■ **RECORDED INFORMATION**
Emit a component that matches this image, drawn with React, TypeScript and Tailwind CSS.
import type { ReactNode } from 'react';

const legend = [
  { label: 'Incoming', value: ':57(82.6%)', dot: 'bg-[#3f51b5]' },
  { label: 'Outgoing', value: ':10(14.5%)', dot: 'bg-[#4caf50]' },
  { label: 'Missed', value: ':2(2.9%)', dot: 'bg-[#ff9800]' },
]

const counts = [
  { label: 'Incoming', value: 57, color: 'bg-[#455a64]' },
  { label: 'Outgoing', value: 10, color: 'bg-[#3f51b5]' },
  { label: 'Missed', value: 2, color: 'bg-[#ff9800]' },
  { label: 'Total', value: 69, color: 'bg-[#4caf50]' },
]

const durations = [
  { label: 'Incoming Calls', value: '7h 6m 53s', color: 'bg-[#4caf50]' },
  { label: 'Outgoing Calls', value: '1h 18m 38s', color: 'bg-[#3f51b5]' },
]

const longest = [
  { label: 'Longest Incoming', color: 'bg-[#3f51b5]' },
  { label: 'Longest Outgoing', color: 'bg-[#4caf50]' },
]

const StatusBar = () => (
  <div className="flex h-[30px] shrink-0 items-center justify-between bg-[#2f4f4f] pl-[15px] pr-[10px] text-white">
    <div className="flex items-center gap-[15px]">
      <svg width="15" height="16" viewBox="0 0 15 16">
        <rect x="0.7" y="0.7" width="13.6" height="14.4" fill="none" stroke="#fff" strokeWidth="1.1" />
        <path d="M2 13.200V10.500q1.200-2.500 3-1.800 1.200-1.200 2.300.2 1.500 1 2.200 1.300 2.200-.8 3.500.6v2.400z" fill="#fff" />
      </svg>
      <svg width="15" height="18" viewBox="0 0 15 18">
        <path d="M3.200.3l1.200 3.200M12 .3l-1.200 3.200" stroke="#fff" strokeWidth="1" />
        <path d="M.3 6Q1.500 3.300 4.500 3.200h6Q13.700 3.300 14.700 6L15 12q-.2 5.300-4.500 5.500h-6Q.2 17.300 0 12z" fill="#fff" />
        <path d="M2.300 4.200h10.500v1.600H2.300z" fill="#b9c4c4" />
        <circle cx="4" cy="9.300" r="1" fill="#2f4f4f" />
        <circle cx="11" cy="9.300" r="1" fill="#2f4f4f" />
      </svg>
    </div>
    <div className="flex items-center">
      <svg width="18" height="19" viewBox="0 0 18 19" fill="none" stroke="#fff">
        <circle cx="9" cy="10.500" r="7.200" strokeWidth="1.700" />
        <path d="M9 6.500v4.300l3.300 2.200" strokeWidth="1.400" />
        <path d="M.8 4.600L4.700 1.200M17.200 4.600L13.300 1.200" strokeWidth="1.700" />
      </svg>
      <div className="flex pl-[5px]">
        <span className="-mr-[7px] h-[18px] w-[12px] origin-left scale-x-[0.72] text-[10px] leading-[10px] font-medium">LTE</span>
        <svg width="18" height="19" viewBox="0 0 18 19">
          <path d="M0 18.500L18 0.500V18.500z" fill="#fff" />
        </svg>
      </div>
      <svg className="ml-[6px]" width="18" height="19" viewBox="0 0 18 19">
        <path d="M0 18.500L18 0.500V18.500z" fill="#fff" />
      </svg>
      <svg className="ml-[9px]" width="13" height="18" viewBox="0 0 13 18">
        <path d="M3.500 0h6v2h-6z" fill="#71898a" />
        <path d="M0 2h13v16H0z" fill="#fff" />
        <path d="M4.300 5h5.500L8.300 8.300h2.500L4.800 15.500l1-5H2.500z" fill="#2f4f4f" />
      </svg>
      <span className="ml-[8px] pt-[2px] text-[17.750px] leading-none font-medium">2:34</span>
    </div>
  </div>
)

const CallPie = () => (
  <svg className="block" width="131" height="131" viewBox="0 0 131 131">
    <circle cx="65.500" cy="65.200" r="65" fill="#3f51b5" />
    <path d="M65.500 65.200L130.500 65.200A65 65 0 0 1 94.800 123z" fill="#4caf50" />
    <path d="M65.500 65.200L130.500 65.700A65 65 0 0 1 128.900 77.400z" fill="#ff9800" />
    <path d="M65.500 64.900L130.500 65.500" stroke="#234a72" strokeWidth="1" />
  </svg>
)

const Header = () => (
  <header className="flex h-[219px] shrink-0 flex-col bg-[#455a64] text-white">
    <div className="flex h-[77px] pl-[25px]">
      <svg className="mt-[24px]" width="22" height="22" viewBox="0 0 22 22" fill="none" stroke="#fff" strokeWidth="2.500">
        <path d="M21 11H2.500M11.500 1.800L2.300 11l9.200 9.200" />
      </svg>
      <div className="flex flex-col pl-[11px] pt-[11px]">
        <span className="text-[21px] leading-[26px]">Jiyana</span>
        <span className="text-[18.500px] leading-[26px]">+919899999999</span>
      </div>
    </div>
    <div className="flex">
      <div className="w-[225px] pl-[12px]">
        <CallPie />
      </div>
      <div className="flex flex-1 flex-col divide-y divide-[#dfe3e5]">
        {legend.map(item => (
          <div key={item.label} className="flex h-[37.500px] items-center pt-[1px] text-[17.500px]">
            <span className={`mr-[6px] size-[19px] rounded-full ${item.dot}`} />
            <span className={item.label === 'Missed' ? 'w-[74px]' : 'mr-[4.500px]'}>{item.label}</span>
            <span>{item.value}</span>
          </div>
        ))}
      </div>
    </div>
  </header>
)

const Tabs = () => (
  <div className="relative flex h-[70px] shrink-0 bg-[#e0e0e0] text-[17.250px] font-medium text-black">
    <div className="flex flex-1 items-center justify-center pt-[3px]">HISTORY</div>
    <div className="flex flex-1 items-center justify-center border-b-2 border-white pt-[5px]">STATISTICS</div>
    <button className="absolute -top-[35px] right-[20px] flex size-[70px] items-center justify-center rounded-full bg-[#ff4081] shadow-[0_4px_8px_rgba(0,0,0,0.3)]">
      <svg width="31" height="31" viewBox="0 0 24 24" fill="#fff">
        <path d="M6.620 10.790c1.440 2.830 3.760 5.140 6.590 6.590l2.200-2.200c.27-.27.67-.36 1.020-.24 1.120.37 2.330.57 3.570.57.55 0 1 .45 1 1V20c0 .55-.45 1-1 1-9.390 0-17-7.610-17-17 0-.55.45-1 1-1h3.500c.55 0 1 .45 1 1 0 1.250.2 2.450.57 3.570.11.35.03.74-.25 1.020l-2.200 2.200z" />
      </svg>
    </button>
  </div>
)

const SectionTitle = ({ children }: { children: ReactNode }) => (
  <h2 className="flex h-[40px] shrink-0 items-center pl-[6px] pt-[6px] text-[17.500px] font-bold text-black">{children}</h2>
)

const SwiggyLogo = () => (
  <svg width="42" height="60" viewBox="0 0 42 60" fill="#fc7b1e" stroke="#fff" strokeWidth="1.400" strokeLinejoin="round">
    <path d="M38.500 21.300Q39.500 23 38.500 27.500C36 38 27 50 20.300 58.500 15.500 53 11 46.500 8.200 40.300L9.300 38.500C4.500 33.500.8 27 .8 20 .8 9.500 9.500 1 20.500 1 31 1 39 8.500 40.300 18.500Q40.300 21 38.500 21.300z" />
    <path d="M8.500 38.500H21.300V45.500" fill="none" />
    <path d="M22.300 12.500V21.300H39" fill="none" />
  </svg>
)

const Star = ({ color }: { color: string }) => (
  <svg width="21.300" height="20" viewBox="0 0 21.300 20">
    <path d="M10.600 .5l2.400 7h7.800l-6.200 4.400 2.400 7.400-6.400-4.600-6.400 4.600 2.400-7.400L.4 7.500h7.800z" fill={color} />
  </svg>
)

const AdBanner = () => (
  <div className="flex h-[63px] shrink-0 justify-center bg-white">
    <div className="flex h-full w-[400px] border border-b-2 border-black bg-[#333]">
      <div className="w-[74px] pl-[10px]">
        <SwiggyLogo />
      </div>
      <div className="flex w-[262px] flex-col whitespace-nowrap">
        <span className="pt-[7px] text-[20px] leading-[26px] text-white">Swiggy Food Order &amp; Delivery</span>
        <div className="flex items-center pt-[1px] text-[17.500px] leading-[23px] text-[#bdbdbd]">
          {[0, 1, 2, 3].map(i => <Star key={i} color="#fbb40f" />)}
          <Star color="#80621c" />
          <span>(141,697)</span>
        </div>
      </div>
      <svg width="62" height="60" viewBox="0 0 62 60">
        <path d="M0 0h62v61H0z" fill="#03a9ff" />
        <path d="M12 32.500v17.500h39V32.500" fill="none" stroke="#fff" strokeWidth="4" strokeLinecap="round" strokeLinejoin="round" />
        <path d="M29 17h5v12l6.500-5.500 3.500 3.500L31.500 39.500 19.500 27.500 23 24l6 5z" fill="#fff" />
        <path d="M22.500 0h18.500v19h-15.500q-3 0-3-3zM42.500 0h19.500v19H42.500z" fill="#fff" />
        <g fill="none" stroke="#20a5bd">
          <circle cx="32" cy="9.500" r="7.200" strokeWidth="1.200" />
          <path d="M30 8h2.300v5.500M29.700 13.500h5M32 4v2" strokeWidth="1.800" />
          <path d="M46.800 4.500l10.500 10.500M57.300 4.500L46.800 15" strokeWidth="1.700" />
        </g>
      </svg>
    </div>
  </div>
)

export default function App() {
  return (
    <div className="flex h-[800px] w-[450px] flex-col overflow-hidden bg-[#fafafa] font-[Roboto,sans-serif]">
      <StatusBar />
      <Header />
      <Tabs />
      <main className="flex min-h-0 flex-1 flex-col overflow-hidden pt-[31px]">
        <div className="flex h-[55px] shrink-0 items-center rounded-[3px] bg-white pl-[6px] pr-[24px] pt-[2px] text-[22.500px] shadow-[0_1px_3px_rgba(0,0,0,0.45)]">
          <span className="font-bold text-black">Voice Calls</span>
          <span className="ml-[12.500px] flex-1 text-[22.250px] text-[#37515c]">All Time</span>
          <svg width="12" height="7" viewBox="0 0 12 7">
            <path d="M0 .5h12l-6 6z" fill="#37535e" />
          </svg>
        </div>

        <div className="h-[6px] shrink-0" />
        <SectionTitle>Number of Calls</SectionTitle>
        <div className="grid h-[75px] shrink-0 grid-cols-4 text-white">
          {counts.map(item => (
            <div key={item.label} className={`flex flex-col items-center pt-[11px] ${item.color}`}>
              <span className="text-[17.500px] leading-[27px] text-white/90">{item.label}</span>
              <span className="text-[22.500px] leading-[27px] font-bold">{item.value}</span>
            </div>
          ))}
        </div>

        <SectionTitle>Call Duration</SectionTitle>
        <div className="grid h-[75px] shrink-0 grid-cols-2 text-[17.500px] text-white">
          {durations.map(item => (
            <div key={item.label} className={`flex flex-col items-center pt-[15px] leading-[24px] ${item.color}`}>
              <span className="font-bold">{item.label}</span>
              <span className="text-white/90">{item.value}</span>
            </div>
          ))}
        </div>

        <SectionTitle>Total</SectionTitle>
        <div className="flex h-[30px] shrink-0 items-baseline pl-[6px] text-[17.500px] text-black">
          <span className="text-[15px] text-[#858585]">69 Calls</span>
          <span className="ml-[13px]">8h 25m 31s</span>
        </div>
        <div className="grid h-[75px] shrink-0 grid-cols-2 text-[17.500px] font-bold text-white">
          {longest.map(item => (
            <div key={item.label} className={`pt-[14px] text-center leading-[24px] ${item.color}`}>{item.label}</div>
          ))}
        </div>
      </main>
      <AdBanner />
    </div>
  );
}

---

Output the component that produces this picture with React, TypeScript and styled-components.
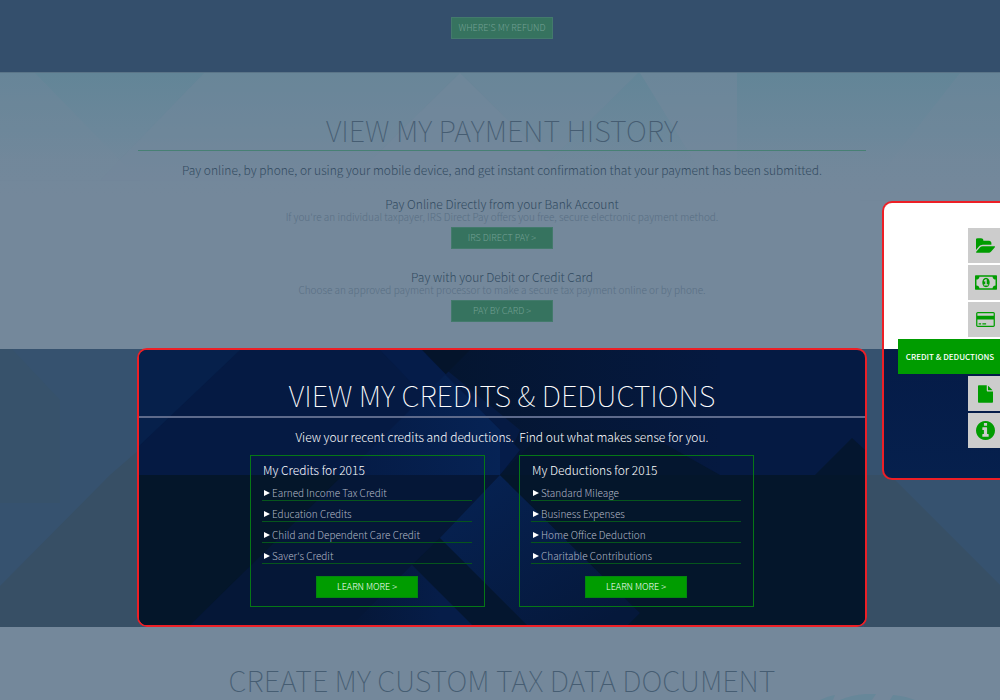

■ **WHAT YOU NEED TO DO**
Filter the entries down to the lines with the word "component" in them.

■ **EXERCISE ANSWER**
Emit a component that matches this image, drawn with React, TypeScript and Tailwind CSS.
Output the component that produces this picture with React, TypeScript and styled-components.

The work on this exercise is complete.